The options in this patient would be to either go with hormonal therapy or with trastuzumab. There has been some concern that HER2-positive patients might have a lower likelihood of responding to hormonal therapies, but the studies that have looked at that have been somewhat discordant. A majority of the studies have shown some degree of resistance, but there are some that have not shown any impact at all.

So, I don’t use HER2-neu positivity to exclude patients from hormonal therapy. I still think that they are appropriate candidates for hormonal therapy, but I do tell them that there is some literature to suggest their likelihood of response might be a little bit lower. In an asymptomatic patient who is going to be followed closely, I think it is reasonable to start with the hormonal therapy.

One reason I would start with a hormonal therapy versus trastuzumab is convenience. Instead of a weekly intravenous infusion,the patient can be on an oral drug.Another reason is safety — even though trastuzumab is a very safe drug, there is a small risk of cardiac toxicity, and there are other side effects. The safety profile slightly favors a hormonal therapy.

—Debu Tripathy, MD

CHEMOTHERAPY VS ENDOCRINE THERAPY

With regard to chemotherapy, there is no information to suggest that this patient would be better off in the long term starting with chemotherapy. No data suggest that survival is enhanced by starting with aggressive therapy. In fact, if you extrapolate the findings of the very intensive bone marrow transplant, we don’t see an advantage. Many oncologists are now gravitating towards starting therapy with less toxic treatments as long as the likelihood of response is in the same ballpark. I think that this patient’s likelihood and duration of response were probably about the same with the hormonal therapy as with chemotherapy.

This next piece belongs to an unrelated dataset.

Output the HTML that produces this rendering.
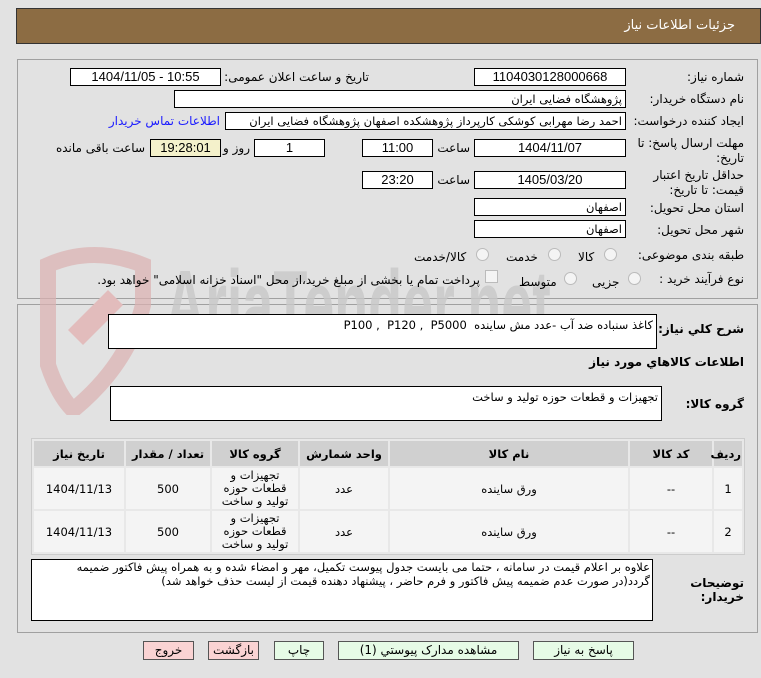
<!DOCTYPE html>
<html><head><meta charset="utf-8"><style>
body{margin:0;width:761px;height:678px;background:#e2e2e2;position:relative;overflow:hidden;font-family:"DejaVu Sans","Liberation Sans",sans-serif;font-size:12px;color:#000}
.a{position:absolute;white-space:nowrap}
.hdr{left:16px;top:8px;width:743px;height:34px;background:#8c6c43;border:1px solid #333}
.p{border:1px solid #a0a0a0;background:#e2e2e2}
.in{position:absolute;background:#fff;border:1px solid #000;height:16px;line-height:16px;box-sizing:content-box;text-align:center;font-family:"Liberation Sans","DejaVu Sans",sans-serif;font-size:13px}
.r{text-align:right;padding-right:3px;font-family:"DejaVu Sans",sans-serif;font-size:11.5px;direction:rtl}
.l{direction:rtl;text-align:right}
.w{white-space:normal}
.rad{position:absolute;width:11px;height:11px;border-radius:50%;border:1px solid #bbb;background:#f4f4f4}
table{border-collapse:separate;border-spacing:2px;font-size:11.5px;table-layout:fixed}
td{text-align:center;background:#f4f4f4}
th{background:#d0d0d0;height:23px;font-size:11.5px}
.btn{position:absolute;top:641px;height:17px;border:1px solid #555;text-align:center;line-height:17px;font-size:12px}
.g{background:#e6fbe6}.k{background:#fad3d3}
</style></head><body>
<div class="a hdr"></div>
<div class="a" style="right:26px;top:18px;color:#fff;font-size:13px">جزئیات اطلاعات نیاز</div>
<div class="a p" style="left:17px;top:59px;width:739px;height:238px"></div>
<div class="a p" style="left:17px;top:304px;width:739px;height:327px"></div>
<!-- watermark -->
<svg class="a" style="left:18px;top:245px" width="160" height="170" viewBox="0 0 160 170"><path d="M30 20 Q75 0 125 20 L125 60 Q110 120 55 165 Q40 150 30 120Z" fill="none" stroke="#dcb0b0" stroke-width="16" opacity=".7"/><path d="M50 85 L90 45 L105 60 L65 100Z" fill="#e2bcbc"/></svg>
<div class="a" style="left:165px;top:250px;font-family:'Liberation Sans',sans-serif;font-size:96px;font-weight:bold;color:#c8c8c8;opacity:.8;transform:scaleX(0.58);transform-origin:left top">AriaTender.net</div>
<!-- rows -->
<div class="a l" style="right:17px;top:70px">شماره نیاز:</div>
<div class="in" style="left:474px;top:68px;width:150px">1104030128000668</div>
<div class="a l" style="right:392px;top:70px">تاریخ و ساعت اعلان عمومی:</div>
<div class="in" style="left:70px;top:68px;width:149px">1404/11/05 - 10:55</div>
<div class="a l" style="right:17px;top:92px">نام دستگاه خریدار:</div>
<div class="in r" style="left:174px;top:90px;width:447px">پژوهشگاه فضایی ایران</div>
<div class="a l" style="right:17px;top:114px">ایجاد کننده درخواست:</div>
<div class="in r" style="left:225px;top:112px;width:396px">احمد رضا مهرابی کوشکی کارپرداز پژوهشکده اصفهان پژوهشگاه فضایی ایران</div>
<div class="a l" style="right:541px;top:114px;color:#1a1aff">اطلاعات تماس خریدار</div>
<div class="a l w" style="right:17px;top:136px;line-height:15px;width:110px">مهلت ارسال پاسخ: تا تاریخ:</div>
<div class="in" style="left:474px;top:139px;width:150px">1404/11/07</div>
<div class="a l" style="right:291px;top:141px">ساعت</div>
<div class="in" style="left:362px;top:139px;width:69px">11:00</div>
<div class="in" style="left:254px;top:139px;width:69px">1</div>
<div class="a l" style="right:511px;top:141px">روز و</div>
<div class="in" style="left:150px;top:139px;width:69px;background:#f4f1cb">19:28:01</div>
<div class="a l" style="right:616px;top:141px">ساعت باقی مانده</div>
<div class="a l w" style="right:17px;top:168px;line-height:15px;width:110px">حداقل تاریخ اعتبار قیمت: تا تاریخ:</div>
<div class="in" style="left:474px;top:171px;width:150px">1405/03/20</div>
<div class="a l" style="right:291px;top:173px">ساعت</div>
<div class="in" style="left:362px;top:171px;width:69px">23:20</div>
<div class="a l" style="right:17px;top:201px">استان محل تحویل:</div>
<div class="in r" style="left:474px;top:198px;width:147px">اصفهان</div>
<div class="a l" style="right:17px;top:223px">شهر محل تحویل:</div>
<div class="in r" style="left:474px;top:220px;width:147px">اصفهان</div>
<div class="a l" style="right:17px;top:248px">طبقه بندی موضوعی:</div>
<div class="rad" style="left:604px;top:248px"></div><div class="a" style="left:578px;top:250px">کالا</div>
<div class="rad" style="left:548px;top:248px"></div><div class="a" style="left:506px;top:250px">خدمت</div>
<div class="rad" style="left:476px;top:248px"></div><div class="a" style="left:414px;top:250px">کالا/خدمت</div>
<div class="a l" style="right:17px;top:272px">نوع فرآیند خرید :</div>
<div class="rad" style="left:628px;top:272px"></div><div class="a" style="left:592px;top:275px">جزیی</div>
<div class="rad" style="left:564px;top:272px"></div><div class="a" style="left:519px;top:275px">متوسط</div>
<div class="a" style="left:485px;top:270px;width:11px;height:11px;border:1px solid #bbb;background:#f4f4f4"></div>
<div class="a l" style="right:281px;top:273px">پرداخت تمام یا بخشی از مبلغ خرید،از محل "اسناد خزانه اسلامی" خواهد بود.</div>
<!-- panel 2 -->
<div class="a l" style="right:17px;top:322px;font-weight:bold">شرح کلي نياز:</div>
<div class="in" dir="rtl" style="left:108px;top:314px;width:544px;height:33px;text-align:right;padding-right:3px;line-height:20px;font-family:'DejaVu Sans',sans-serif;font-size:11.5px">کاغذ سنباده ضد آب -عدد مش ساینده&nbsp; P100 ,&nbsp; P120 ,&nbsp; P5000</div>
<div class="a l" style="right:17px;top:355px;font-weight:bold">اطلاعات کالاهاي مورد نياز</div>
<div class="a l" style="right:17px;top:397px;font-weight:bold">گروه کالا:</div>
<div class="in r" style="left:110px;top:386px;width:547px;height:33px;line-height:20px">تجهیزات و قطعات حوزه تولید و ساخت</div>
<div class="a" style="left:31px;top:438px;width:712px;border:1px solid #ccc;background:#e8e8e8">
<table style="width:712px" dir="rtl">
<colgroup><col style="width:28px"><col style="width:82px"><col style="width:238px"><col style="width:88px"><col style="width:86px"><col style="width:84px"><col></colgroup>
<tr><th>ردیف</th><th>کد کالا</th><th>نام کالا</th><th>واحد شمارش</th><th>گروه کالا</th><th>تعداد / مقدار</th><th>تاریخ نیاز</th></tr>
<tr style="height:41px"><td>1</td><td>--</td><td>ورق ساینده</td><td>عدد</td><td style="line-height:13px;white-space:normal">تجهیزات و قطعات حوزه تولید و ساخت</td><td>500</td><td>1404/11/13</td></tr>
<tr style="height:41px"><td>2</td><td>--</td><td>ورق ساینده</td><td>عدد</td><td style="line-height:13px;white-space:normal">تجهیزات و قطعات حوزه تولید و ساخت</td><td>500</td><td>1404/11/13</td></tr>
</table></div>
<div class="a l w" style="right:17px;top:576px;font-weight:bold;line-height:14px;width:60px">توضیحات خریدار:</div>
<div class="in" style="left:31px;top:559px;width:614px;height:60px;text-align:right;direction:rtl;white-space:normal;line-height:14px;font-family:'DejaVu Sans',sans-serif;font-size:11.5px;padding:0 2px 0 4px">علاوه بر اعلام قیمت در سامانه ، حتما می بایست جدول پیوست تکمیل، مهر و امضاء شده و به همراه پیش فاکتور ضمیمه گردد(در صورت عدم ضمیمه پیش فاکتور و فرم حاضر ، پیشنهاد دهنده قیمت از لیست حذف خواهد شد)</div>
<div class="btn k" style="left:143px;width:49px">خروج</div>
<div class="btn k" style="left:208px;width:49px">بازگشت</div>
<div class="btn g" style="left:274px;width:48px">چاپ</div>
<div class="btn g" style="left:338px;width:179px">مشاهده مدارک پیوستي (1)</div>
<div class="btn g" style="left:533px;width:99px">پاسخ به نياز</div>
</body></html>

This patient’s past medical history entered somewhat into our decision about which hormonal therapy to use first. She was treated four years ago — in the “pre-first-line aromatase inhibitor days,” before we had the first-line data. At the time it was only indicated for second-line therapy, and I would only have considered it first-line in someone with a contraindication to tamoxifen. Given this woman’s history of deep venous thrombosis, tamoxifen was a much less appropriate drug because of the thrombogenic potential.